If anyone says knitting socks on two circular needles is easy, then they obviously don’t remember their first pair. I think I fried my brain trying to figure this technique out yesterday. One needle for the fronts and the second for the backs was hard for me to visualize. Then I had to figure out how to get each sock in the right place on the needles. I tried the long tail cast-on and realized right off it would be too tight for socks. So I cast on using the cable style. The one thing that is bothersome at the moment is the cast-on edge is inside out. It is a minor quibble. I tried the sock over my heel and the edge stretches nicely which is the most important issue. So far the yarn color changes are matching from one sock to the next. All in all a good start of “glynis”, which is the first pattern in Cookie’s book. Now the next big task is finishing them before I start working on something else.

Sock-Start

LYS
April 1, 2009

One of the only LYS in our valley is going out of business, so I went over to say my good-byes. I was not able to shop there very often. I do too many other crafts. The owner Karen is a very nice.
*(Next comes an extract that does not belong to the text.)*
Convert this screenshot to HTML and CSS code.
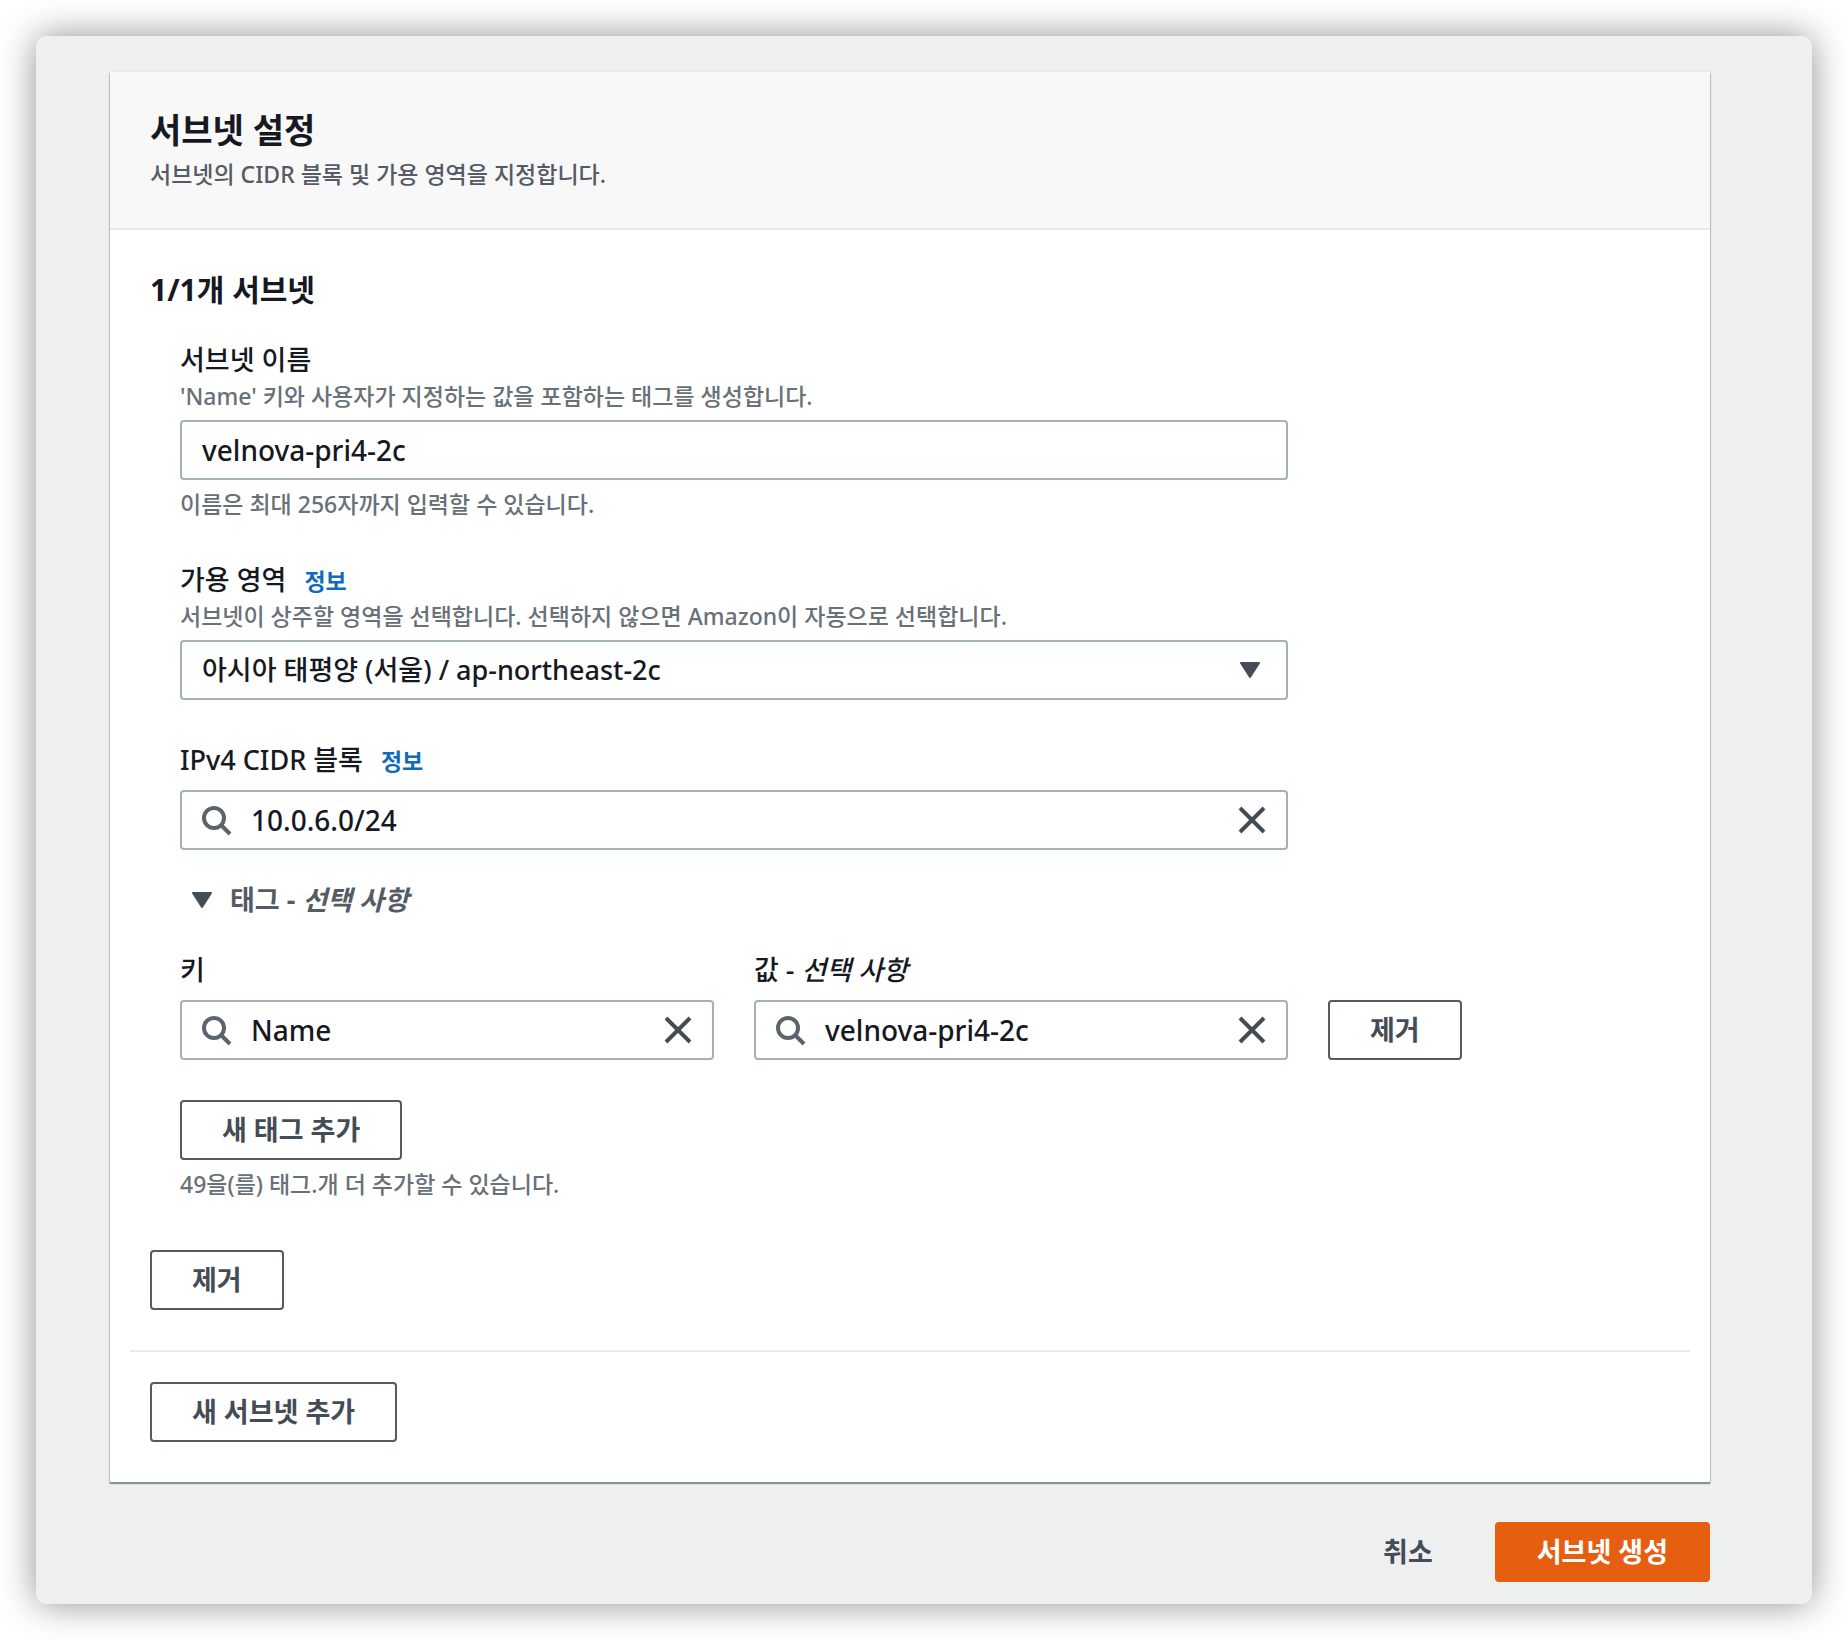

I am sorry for her sake that her second home will be gone. She said it was just getting too stressful. All the yarn was 50% off. I wasn’t really interested in buying anything. Then a couple of projects I want to make came into mind and I found some yarn. With spring around the corner I was very drawn to some of the peach yarns instead of the usual brights that catch my eye. I settled on one skein of sock yarn. I want to try a two circular needle pair. A friend, Marsha, makes really pretty textured ones in self striping yarn. Hopefully mine will turn out half as nice. Then I have in the back of my mind an Estonian lace shawl form Nancy Bush’s new book. There wasn’t very much lace weight yarn left, but I thought these skeins would make a pretty shawl. I’ll use the darkest skein for the border. So two more projects are added to my list. I am still working on the sale yarn I bought last August. One project is 80% done and the other 60%. Too many projects, too little time. I am also trying to learn photoshop. It is a fabulous program. I am amazed at all it does. Maybe I can write about that another day.

Sale-Yarn

Weaver’s Felt
February 6, 2009

I think this felting technique is called weaver’s felt. It is just an easy way to make felt. It works best using roving, or un-spun wool fibers. I didn’t have any so I just used some ends of different color wool yarn clippings which I untwisted. This was just a test. I wanted to see if it really worked after reading about it. All that is needed is the wool roving, a couple of towels as big as the piece you want to felt, and a bottle or two of clear dish soap. Then on top of one towel place one thin layer of fibers on the bias, followed by another layer on a cross bias, then a final layer like the first one. More layers make the felt thicker, but these three layers form the essential base. Novelty threads can be placed on top to make an artsy felt if desired. The next step is to saturate every fiber with dish soap. If any spot is missed there will be a weak place in the finished felt. Next place the second towel on top. Smooth everything out and roll it tightly like rolling up a carpet. Tie the roll tightly every few inches. Set the washing machine on hot and wash it. I used the longest agitation time setting on my washer. After washing throw it in the dryer or just unroll it, if impatient like I was, and see if it felted. The towel peeled right off and left this piece of felt. I saw a beautiful coat made with felt using this technique. My sample looks like dryer lint because of the colors I chose to try. I will think of this a warm weather project. Applying the soap is messy and I will do it outside next time. On the other hand my kitchen counter is really clean.

Felt

Close up photo of the fibers felting.

Felt-Closeup

Celtic Way
January 27, 2009

I didn’t get very far on my Yarn Journey today. I had to stop and catch up on chores. Cleaning up I came across this sample of crochet form the “Celtic Way” booklet. It is crocheted in size 3 cotton thread. At the time I didn’t like the look, thinking it was too heavy to be pretty. Now I am not so sure, it is kind of interesting, though I do not know what I would make with the technique. You all be the judge, whether it is something to pursue or something to leave behind.